Homer Before Print
Works from antiquity had to undergo several risky transformations in order to be read and studied today. The texts—written on papyrus or parchment, and later on paper—were copied by scribes multiple times over the course of two millennia. The long journey from manuscript to printed book resulted in numerous losses and the introduction of many variations in the texts along the way, some accidental and others deliberate.
The Iliad and the Odyssey—epic poems composed for oral performance—present these and other challenges to scholars who are interested in the history of the texts that are available to us. The two poems are generally presumed to have been composed sometime from the eighth century BCE (or earlier) to the mid-seventh century BCE and written down by the mid-sixth century BCE, likely in conjunction with performances at the Panathenaia Festival in Athens. The earliest surviving example of Homeric papyri is from the third century BCE, about the time that scholars in Alexandria produced a relatively stable text that was subsequently used by scribes to produce copies. Over 1,000 manuscripts of Homer's works exist, far more than for any other ancient author and many more of the Iliad than theOdyssey.

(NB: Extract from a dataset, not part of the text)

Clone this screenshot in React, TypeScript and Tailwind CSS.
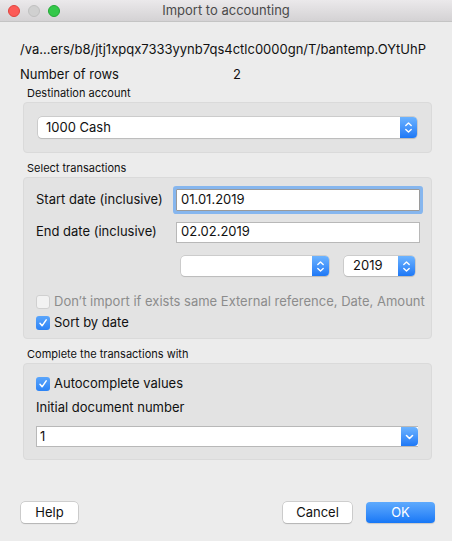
import React from "react";

const font = { fontFamily: 'Inter, "Liberation Sans", Arial, sans-serif' };

function Stepper({ single = false }: { single?: boolean }) {
  return (
    <div className="w-[17px] h-full shrink-0 rounded-r-[4px] bg-gradient-to-b from-[#6cb3ff] to-[#1d78f6] flex items-center justify-center">
      {single ? (
        <svg width="9" height="6" viewBox="0 0 9 6">
          <path d="M1.5 1.5 L4.5 4.5 L7.5 1.5" stroke="white" strokeWidth="1.6" fill="none" strokeLinecap="round" strokeLinejoin="round" />
        </svg>
      ) : (
        <svg width="9" height="13" viewBox="0 0 9 13">
          <path d="M1.8 4.5 L4.5 2 L7.2 4.5" stroke="white" strokeWidth="1.4" fill="none" strokeLinecap="round" strokeLinejoin="round" />
          <path d="M1.8 8.5 L4.5 11 L7.2 8.5" stroke="white" strokeWidth="1.4" fill="none" strokeLinecap="round" strokeLinejoin="round" />
        </svg>
      )}
    </div>
  );
}

function Checkbox({ checked, disabled }: { checked?: boolean; disabled?: boolean }) {
  if (checked) {
    return (
      <div className="w-[14px] h-[14px] shrink-0 rounded-[3px] bg-gradient-to-b from-[#5aa5fb] to-[#2b83f6] flex items-center justify-center">
        <svg width="10" height="10" viewBox="0 0 10 10">
          <path d="M2 5.3 L4.1 7.8 L8.2 1.8" stroke="white" strokeWidth="1.5" fill="none" strokeLinecap="round" strokeLinejoin="round" />
        </svg>
      </div>
    );
  }
  return (
    <div
      className={`w-[14px] h-[14px] shrink-0 rounded-[3px] border ${disabled ? "border-[#d0d0d0] bg-[#f2f2f2]" : "border-[#b0b0b0] bg-white"}`}
    />
  );
}

export default function App() {
  return (
    <div className="w-[452px] h-[541px] bg-[#ececec] flex flex-col text-[#111]" style={font}>
      {/* Title bar */}
      <div className="relative h-[22px] bg-gradient-to-b from-[#ebe9eb] to-[#d4d2d4] border-b border-[#c4c4c4] flex items-center justify-center">
        <div className="absolute left-[8px] top-[5px] flex gap-[8px]">
          <div className="w-[12px] h-[12px] rounded-full bg-[#fc5b57] border border-[#e0443e]" />
          <div className="w-[12px] h-[12px] rounded-full bg-[#d0d0d0] border border-[#c0c0c0]" />
          <div className="w-[12px] h-[12px] rounded-full bg-[#34c84a] border border-[#22a835]" />
        </div>
        <span className="text-[13px] text-[#4a4a4a] leading-none">Import to accounting</span>
      </div>

      <div className="flex flex-col pl-[20px] pr-[20px] flex-1">
        <div className="mt-[19px] text-[13px] leading-[16px] whitespace-nowrap">
          /va...ers/b8/jtj1xpqx7333yynb7qs4ctlc0000gn/T/bantemp.OYtUhP
        </div>
        <div className="mt-[9px] text-[13px] leading-[16px] flex">
          <span className="w-[213px]">Number of rows</span>
          <span>2</span>
        </div>

        <div className="mt-[4px] ml-[7px] text-[11px] leading-[14px]">Destination account</div>
        <div className="mt-[2px] ml-[3px] h-[51px] bg-[#e3e3e3] border border-[#dadada] rounded-[4px] pl-[14px] pr-[14px] flex items-center">
          <div className="flex-1 h-[21px] bg-white rounded-[4px] shadow-[0_0_0_0.5px_#b5b5b5,0_1px_1px_rgba(0,0,0,0.15)] flex items-center">
            <span className="flex-1 pl-[8px] text-[13px]">1000 Cash</span>
            <Stepper />
          </div>
        </div>

        <div className="mt-[8px] ml-[7px] text-[11px] leading-[14px]">Select transactions</div>
        <div className="mt-[2px] ml-[3px] h-[162px] bg-[#e3e3e3] border border-[#dadada] rounded-[4px] pl-[12px] pr-[11px] pt-[11px] flex flex-col">
          <div className="flex items-center h-[22px]">
            <span className="w-[140px] text-[13px]">Start date (inclusive)</span>
            <div className="flex-1 h-[22px] bg-white border border-[#9a9a9a] shadow-[0_0_0_3px_#86b6ee] rounded-[1px] flex items-center pl-[4px] text-[13px]">
              01.01.2019
            </div>
          </div>
          <div className="flex items-center h-[22px] mt-[10px]">
            <span className="w-[140px] text-[13px]">End date (inclusive)</span>
            <div className="flex-1 h-[21px] bg-white border border-[#b8b8b8] flex items-center pl-[4px] text-[13px]">
              02.02.2019
            </div>
          </div>
          <div className="flex mt-[13px] h-[20px] pl-[145px]">
            <div className="w-[148px] h-[20px] bg-white rounded-[4px] shadow-[0_0_0_0.5px_#b5b5b5,0_1px_1px_rgba(0,0,0,0.15)] flex">
              <span className="flex-1" />
              <Stepper />
            </div>
            <div className="ml-[15px] w-[71px] h-[20px] bg-white rounded-[4px] shadow-[0_0_0_0.5px_#b5b5b5,0_1px_1px_rgba(0,0,0,0.15)] flex items-center">
              <span className="flex-1 pl-[9px] text-[13px]">2019</span>
              <Stepper />
            </div>
          </div>
          <div className="flex items-center h-[17px] mt-[17px]">
            <Checkbox disabled />
            <span className="ml-[4px] text-[13px] text-[#8c8c8c] whitespace-nowrap">
              Don’t import if exists same External reference, Date, Amount
            </span>
          </div>
          <div className="flex items-center h-[17px] mt-[4px]">
            <Checkbox checked />
            <span className="ml-[4px] text-[13px]">Sort by date</span>
          </div>
        </div>

        <div className="mt-[8px] ml-[7px] text-[11px] leading-[14px]">Complete the transactions with</div>
        <div className="mt-[2px] ml-[3px] h-[97px] bg-[#e3e3e3] border border-[#dadada] rounded-[4px] pl-[12px] pr-[13px] pt-[11px] flex flex-col">
          <div className="flex items-center h-[17px]">
            <Checkbox checked />
            <span className="ml-[4px] text-[13px]">Autocomplete values</span>
          </div>
          <div className="mt-[7px] text-[13px] leading-[16px]">Initial document number</div>
          <div className="mt-[11px] h-[21px] bg-white border border-[#b8b8b8] border-r-0 flex items-stretch">
            <span className="flex-1 pl-[3px] text-[13px] flex items-center">1</span>
            <Stepper single />
          </div>
        </div>

        <div className="flex-1" />
      </div>

      <div className="flex items-center pl-[21px] pr-[17px] pb-[18px] h-[39px]">
        <button className="w-[57px] h-[21px] bg-white rounded-[4px] shadow-[0_0_0_0.5px_#b0b0b0,0_1px_1px_rgba(0,0,0,0.2)] text-[13px]">Help</button>
        <div className="flex-1" />
        <button className="w-[69px] h-[21px] bg-white rounded-[4px] shadow-[0_0_0_0.5px_#b0b0b0,0_1px_1px_rgba(0,0,0,0.2)] text-[13px]">Cancel</button>
        <button className="ml-[14px] w-[69px] h-[21px] rounded-[4px] bg-gradient-to-b from-[#5eaafd] to-[#1577f6] text-white text-[13px] shadow-[0_1px_1px_rgba(0,0,0,0.15)]">OK</button>
      </div>
    </div>
  );
}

About 300 medieval manuscripts of the Iliad or the Odyssey survive dating from the ninth to the fifteenth century. Interest in the Homeric texts flourished in the East, where Byzantine manuscripts produced between the twelfth century and the fall of Constantinople in the mid-fifteenth century preserve important scholarship. Differences in the ancient versions copied by medieval scribes, combined with their own transcription errors and editorial decisions, make it very difficult to sort out relationships among the manuscript texts. In the West, where there was almost no knowledge of Greek, scholars and others had to rely for familiarity with the epics on the Ilias Latina, an abridgement in Latin of Homer's Iliad, and other accounts of the Trojan War with dubious authenticity.
With the invention of printing in the mid-fifteenth century, the transmission of the Homeric texts entered a new phase: editors could choose to work from manuscripts (if they had access to them) or one or more previously printed editions. Despite the apparent stability and fixity of print, Homer in Print chronicles the enduring debate about which text is closest to the "real" Homer—or, at least, the "best."